Thursday, April 26, 2018

Hidden investors helped fund foreclosure fraud in Georgia scam tied to Sean Hannity, and the same scenario might have unfolded in our Alabama case


Sean Hannity, of Fox News
Unidentified investors in Georgia funded foreclosure fraud involving a real-estate broker connected to Fox News' Sean Hannity. Evidence suggests a similar scenario might have been at the heart of our wrongful foreclosure in Alabama.

That means well-heeled and hidden investors need to be identified -- in both the Jeff Brock case in Georgia (involving a Hannity shell company) and the Shuler foreclosure in Shelby County, Alabama (involving at least two house-flipping companies).

In our case, we plan to seek investors' identities via a federal lawsuit and a criminal complaint. We do not intend to sit back and let rich people get away with financing the theft of our house, via a wrongful, and possibly fraudulent, foreclosure.

While Brock pleaded guilty to fraud and conspiracy in the Georgia case and spent six months in federal prison, he did not conduct the scam alone; he had help on the front end from two conspirators who also pleaded guilty, and he had financing from investors who never have been held accountable for their role in stealing funds that, in a number of cases, should have gone to homeowners. From a report at the Daily Beast:

According to the government sentencing memorandum from when Brock was sent to federal prison for a scheme involving numerous rigged auctions, the payoff for the Lakewood Drive house was $3,770. The memorandum notes that the actual payoff money in all Brock’s crooked auctions came not from Brock himself but from investors who bankrolled his acquisition of foreclosed houses. He or, in his absence, his representative provided the investor invoices for what were described as “finder’s fees.”

“Brock did not use his own money to pay Doughty and Sullivan for not bidding competitively at the December 6, 2011 auctions; rather, he used money that outside investors had given him to acquire foreclosed properties,” the memorandum says, “To keep his investors informed, Brock instructed an employee to send them invoices documenting the payments that he made.”

The employee dutifully prepared an invoice documenting a $3,770 payoff for the Lakewood house. The sum seems altogether reasonable considering that county records show Brock paid only $21,130 for a house that had been purchased back in 1999 for $95,000 and subsequently carried a mortgage of $155,000.

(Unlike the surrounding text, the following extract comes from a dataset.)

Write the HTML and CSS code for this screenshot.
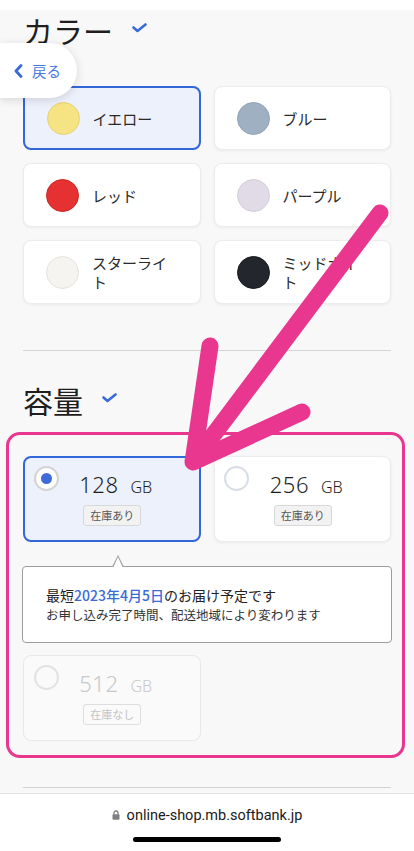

The obvious question: Who are these investors who funded criminal activity? Right now, we don't know. From the Daily Beast:

The memorandum does not identify the investor who provided the payoff funds. Property records show that title to the house did pass from Brock to a Cobb County entity called The First Real Estate Corporation, though no purchase price is recorded and the property passed that very same day to one of Sean Hannity’s myriad shell companies, SPMKX GA LL.

Even so, however innocent he may be of actual wrongdoing, Hannity remains the beneficiary of a crooked scheme. Records show Hannity paid $54,000 for a house worth double that amount.

Whoever paid the payoff, the outcome of this deal is so messy you might think that Michael Cohen was involved. There is no indication that he had anything to do with it.

In our Alabama case, it's not clear that criminal activity was involved. But there is little doubt hidden investors were involved. By its very name, the entity that bought our home at auction (Spartan Value Investors) involves investors, and their identify is cloaked in secrecy. Roughly two weeks after buying the property, Spartan Value Investors "flipped" it to another outfit, called JAG Investment Strategies. Again, the name suggests unknown investors are involved.

Clayton Mobley, Spartan Value Investors
How do the numbers stack up in our case? Spartan bought our property for $74,359 and sold it to JAG for $98,500. That's a profit of more than $24,100 in roughly two weeks time. And our house had a market value of around $200,000. That's likely where investors made a nice chunk of change. And we made nothing, even though our house was a rare one that sold for more than the amount left on the mortgage.

There probably is not much worse in life than going through a foreclosure or an eviction -- and we have been through both. And when it appears the processes involved fraud or deceit . .  well, it's enraging.

Here is how the Daily Beast put it, in reporting on the Brock case in Georgia:

Along with describing how the investors provided the payoffs to secure a purchase price far below the actual value, the sentencing memorandum notes, “For the homeowner victims, these thefts occurred at a low point in their lives.”

The memorandum continues, “The money that Brock and his conspirators kept for themselves could have helped the victims get back on their feet, but Brock instead enriched himself.”